The Dry Eye Zone

Rebecca's Blog


Study: Some artificial tears more than palliative?

This little tidbit in Experimental Eye Research suggests some doctors are thinking some OTC drops could actually be therapeutic, and they're proposing a theory of how they might be promoting eye surface healing. Hm. I don't know about the theory, but I sure find the highlighted parts of the abstract appealing; to which I'll add: AND OTC!! When the patient can't afford the co-pay, compliance sure takes a dive don't it.

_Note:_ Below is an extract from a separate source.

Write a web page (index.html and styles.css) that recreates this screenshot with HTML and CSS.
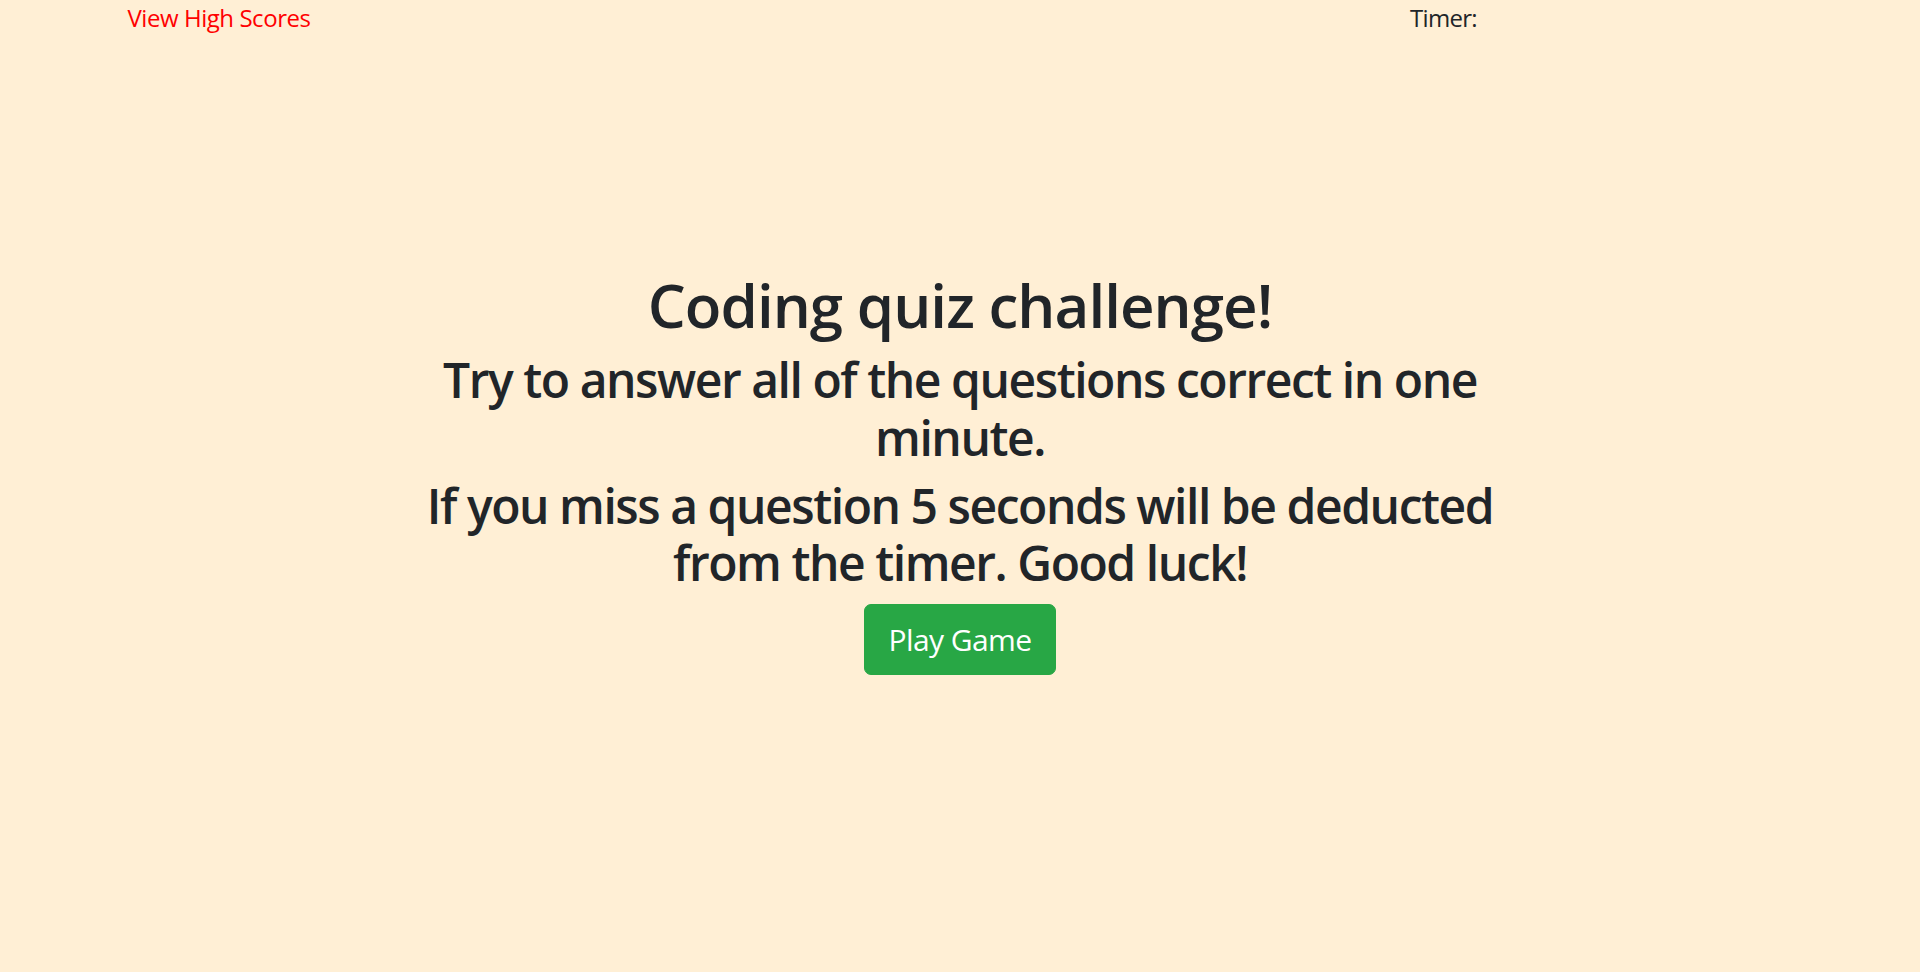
FILE: index.html
```html
<!DOCTYPE html>
<html lang="en">
<head>
<meta charset="utf-8">
<title>Coding Quiz</title>
<link rel="stylesheet" href="styles.css">
</head>
<body>
<header class="topbar">
  <div class="col-wide"><a class="scores-link" href="#">View High Scores</a></div>
  <div class="col-narrow"><span class="timer">Timer: </span></div>
</header>
<main class="intro">
  <h1 class="title">Coding quiz challenge!</h1>
  <h2 class="subtitle">Try to answer all of the questions correct in one minute.</h2>
  <h2 class="subtitle">If you miss a question 5 seconds will be deducted from the timer. Good luck!</h2>
  <button class="play-btn" type="button">Play Game</button>
</main>
</body>
</html>
```
FILE: styles.css
```css
html, body {
  margin: 0;
  padding: 0;
}
body {
  background: #ffefd5;
  color: #212529;
  font-family: "Open Sans", "Noto Sans", sans-serif;
  font-size: 24px;
  line-height: 1.5;
  letter-spacing: -0.45px;
}
.topbar {
  max-width: 1710px;
  margin: 0 auto;
  display: grid;
  grid-template-columns: 9fr 3fr;
}
.col-wide, .col-narrow {
  padding: 0 22.5px;
}
.timer {
  letter-spacing: -0.7px;
}
.scores-link {
  color: #ff0000;
  text-decoration: none;
}
.intro {
  max-width: 1095px;
  margin: 233px auto 0;
  padding: 0 22.5px;
  text-align: center;
}
.title {
  margin: 0 0 10px;
  font-size: 60px;
  font-weight: 600;
  line-height: 1.2;
  letter-spacing: -0.95px;
}
.subtitle {
  margin: 0 0 10.5px;
  font-size: 48px;
  font-weight: 600;
  line-height: 1.2;
  letter-spacing: -1.45px;
}
.subtitle + .subtitle {
  margin-bottom: 12px;
}
.play-btn {
  display: inline-block;
  font-family: inherit;
  letter-spacing: -0.6px;
  font-size: 30px;
  line-height: 45px;
  padding: 12px 24px;
  color: #fff;
  background: #28a745;
  border: 1px solid #28a745;
  border-radius: 7px;
  cursor: pointer;
}
```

Activation of the epidermal growth factor receptor by hydrogels in artificial tears.
Lozano JS, Chay EY, Healey J, Sullenberger R, Klarlund JK.
Exp Eye Res. 2007 Dec 23

Most formulations of artificial tears include high-molecular weight hydrophilic polymers (hydrogels) that are usually thought to serve to enhance viscosity and to act as demulcents. A few reports have indicated that application of some of the polymers accelerates healing of wounds in epithelia. Since activation of the epidermal growth factor (EGF) receptor is critical for spontaneous corneal epithelial wound healing, we tested commonly used hydrogels for their ability to activate the EGF receptor and enhance closure of wounds. Five structurally unrelated hydrogels used in artificial tears were found to activate the EGF receptor. Importantly, two of the hydrogels enhanced wound healing in an organ culture model. We propose that the efficacy of hydrogels in treating dry eye may be related to their ability to activate the EGF receptor, and that hydrogels are inexpensive, safe agents to promote healing of wounds in the cornea and possibly in other tissues.